A organização de defesa dos direitos humanos Human Rights Watch acompanha de perto o julgamento dos manifestantes em Luanda |
DEUTSCHE WELLE
Deutsche Welle: Afinal o julgamento dos manifestantes de 3 de setembro, que as autoridades anunciavam sumário, parece ter entrado em fase de prolongamento. Porquê?
Lisa Rimli: As provas da acusação ainda não estavam prontas. Além disso, são 21 arguidos. E há também uma série de testemunhas da defesa que se apresentaram e tudo isso leva muito tempo. Há ainda relatórios médicos que a defesa pediu como prova, e para a polícia também poder provar que realmente foi agredida.

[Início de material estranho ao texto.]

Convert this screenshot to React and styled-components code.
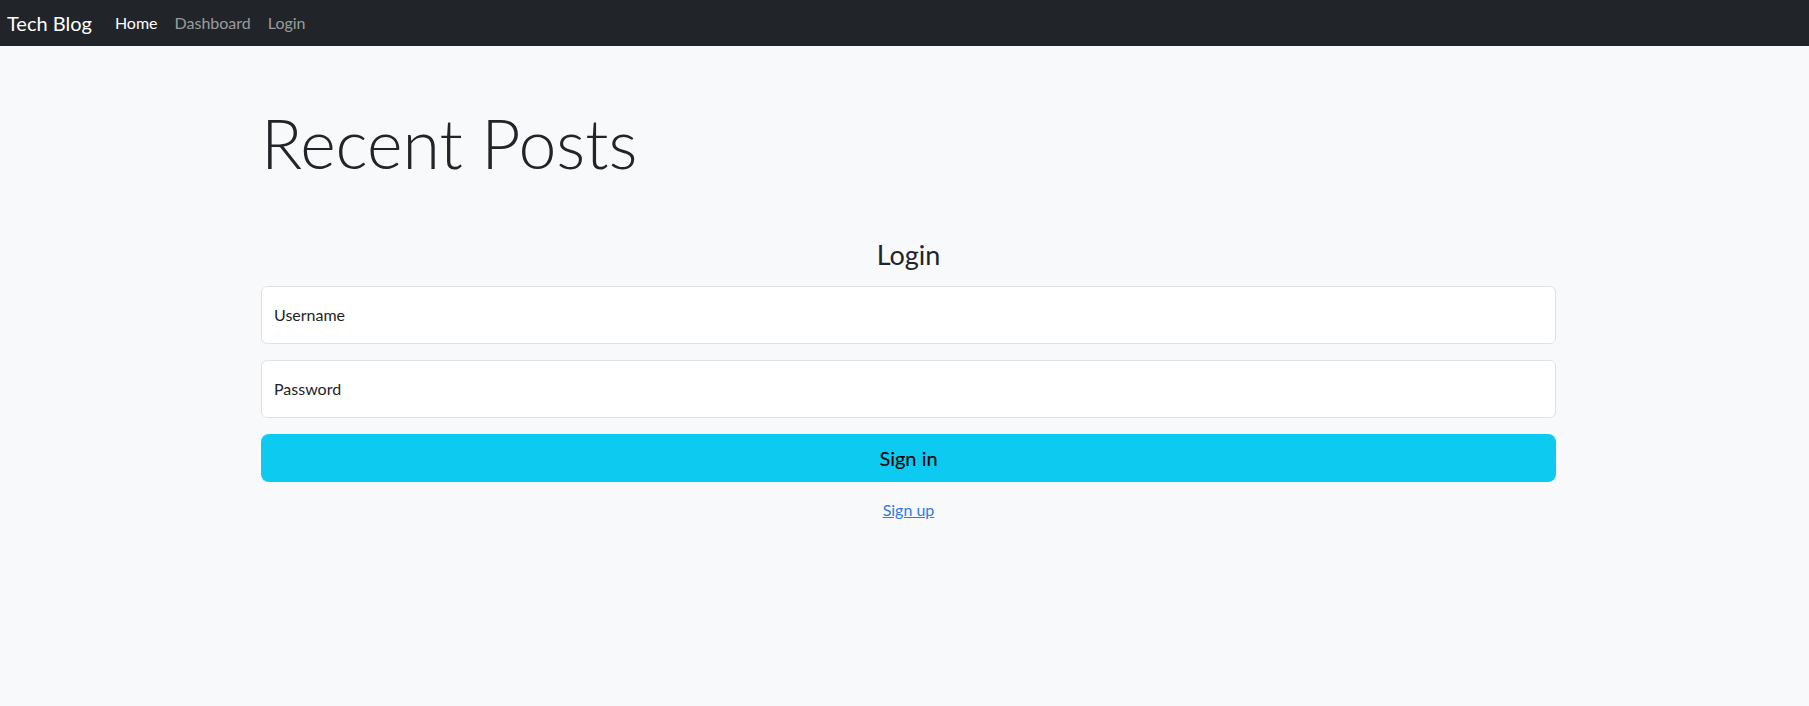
import styled, { createGlobalStyle } from 'styled-components'

const GlobalStyle = createGlobalStyle`
  html, body {
    margin: 0;
    padding: 0;
  }
  body {
    background: #f8f9fa;
    color: #212529;
    font-family: Lato, "Open Sans", "Liberation Sans", sans-serif;
    font-size: 16px;
    line-height: 1.5;
  }
`

function App() {
  return (
    <>
      <GlobalStyle />
      <Navbar>
        <Brand href="#">Tech Blog</Brand>
        <NavList>
          <NavLink href="#" active>
            Home
          </NavLink>
          <NavLink href="#">Dashboard</NavLink>
          <NavLink href="#">Login</NavLink>
        </NavList>
      </Navbar>
      <Main>
        <Container>
          <Header>Recent Posts</Header>
          <FormContainer onSubmit={(e) => e.preventDefault()}>
            <FormTitle>Login</FormTitle>
            <Field>
              <Input id="username" type="text" placeholder=" " />
              <Label htmlFor="username">Username</Label>
            </Field>
            <Field>
              <Input id="password" type="password" placeholder=" " />
              <Label htmlFor="password">Password</Label>
            </Field>
            <SubmitButton type="submit">Sign in</SubmitButton>
            <SignUp href="#">Sign up</SignUp>
          </FormContainer>
        </Container>
      </Main>
    </>
  )
}

const Navbar = styled.nav`
  display: flex;
  align-items: center;
  height: 46px;
  padding: 0 7px;
  background: #212529;
  box-sizing: border-box;
`

const Brand = styled.a`
  color: #fff;
  font-size: 20px;
  text-decoration: none;
  margin-right: 23px;
  line-height: 1;
`

const NavList = styled.div`
  display: flex;
  gap: 17px;
`

const NavLink = styled.a`
  color: ${(props) => (props.active ? '#fff' : 'rgba(255, 255, 255, 0.55)')};
  font-size: 16px;
  text-decoration: none;
`

const Main = styled.main`
  padding-left: 8px;
`

const Container = styled.div`
  width: 1295px;
  margin: 0 auto;
`

const Header = styled.h1`
  font-size: 68px;
  font-weight: 300;
  line-height: 1.2;
  margin: 56px 0 0;
  color: #212529;
`

const FormContainer = styled.form`
  display: flex;
  flex-direction: column;
  margin-top: 55px;
`

const FormTitle = styled.h3`
  margin: 0 0 15px;
  text-align: center;
  font-size: 27px;
  font-weight: 400;
  line-height: 1.2;
`

const Field = styled.div`
  position: relative;
  margin-bottom: 16px;
`

const Input = styled.input`
  display: block;
  width: 100%;
  height: 58px;
  box-sizing: border-box;
  padding: 16px 12px;
  border: 1px solid #dee2e6;
  border-radius: 6px;
  background: #fff;
  font-size: 16px;
  outline: 0;
`

const Label = styled.label`
  position: absolute;
  top: 0;
  left: 0;
  padding: 16px 12px;
  border: 1px solid transparent;
  line-height: 24px;
  color: #212529;
  pointer-events: none;
`

const SubmitButton = styled.button`
  height: 48px;
  border: 0;
  border-radius: 8px;
  background: #0dcaf0;
  color: #000;
  font-family: inherit;
  font-size: 20px;
  cursor: pointer;
`

const SignUp = styled.a`
  align-self: center;
  margin-top: 16px;
  color: #2f7ae5;
  text-decoration: underline;
  font-size: 16px;
`

export default App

DW: Há relatórios contraditórios sobre quem terá agredido quem …
LR: Exatamente. A polícia foi muito rápida em deter um número até agora desconhecido de manifestantes. E a dizer que foram eles os autores da violência. Que houve violência toda a gente testemunhou. A questão é quem foram os agressores? No nosso comunicado de segunda-feira citámos uma série de testemunhas que claramente diziam que foram agredidas sim, mas por pessoas que não eram manifestantes.
DW: Quais são as indicações concretas?
LR: Muitas testemunhas no local identificaram um grupo de homens que estava infiltrado na manifestação, mas que não eram manifestantes. Pela sua aparência e atuação, porque agiam de forma coordenada. E, pelo que se viu, também sob a cobertura da polícia. Vários jornalistas queixaram-se que as agressões que eles e os manifestantes sofreram foram testemunhadas pela polícia, que não interveio, nem prendeu nenhum desses indivíduos. São factos que indicam que este grupo de indivíduos agiu com a cobertura da polícia e talvez com instruções oficiais. São indicações que deviam ser apuradas, porque o facto de não terem detido o grupo identificado como o agressor, levanta muitas questões.
DW: O vice-ministro angolano da Comunicação Social, Manuel de Carvalho, condenou hoje pelo menos a agressão contra jornalistas. Isso não passará de tática?
LR: Está claro que o Governo está sob pressão. A sociedade civil solidarizou-se muito cedo com os arguidos, exigindo um processo justo e que a polícia divulgasse imediatamente e garantisse que todos tivessem acesso a um advogado. Portanto, se calhar é uma tentativa de corrigir o posicionamento inicial da polícia. Que agora deve ser visto como um pouco precipitado, porque detiveram os manifestantes. No entanto, quando chega a hora de provar, parece que as coisas não são tão claras assim.
DW: Este género de atuação vai intimidar os manifestantes, ou surgiu aqui um movimento que já não vai parar?
LR: As manifestações são um sintoma da crescente restrição à liberdade de expressão. Em Angola, há muitos problemas sociais, há muita pobreza e, naturalmente, há muito descontentamento. Mas esse descontentamento é, muitas vezes, omitido nos mídias do Estado que são fortemente censurados. Muitos jornalistas, sobretudo nas províncias, são intimidados, para não reportarem factos que sejam críticos dos governantes. E esta restrição do espaço leva a que as pessoas já não encontrem outro recurso senão a manifestação para poderem divulgar as suas opiniões. Se o Governo resolvesse alargar o espaço para a liberdade de expressão poderia contribuir para que se encontrassem outros meios de debate.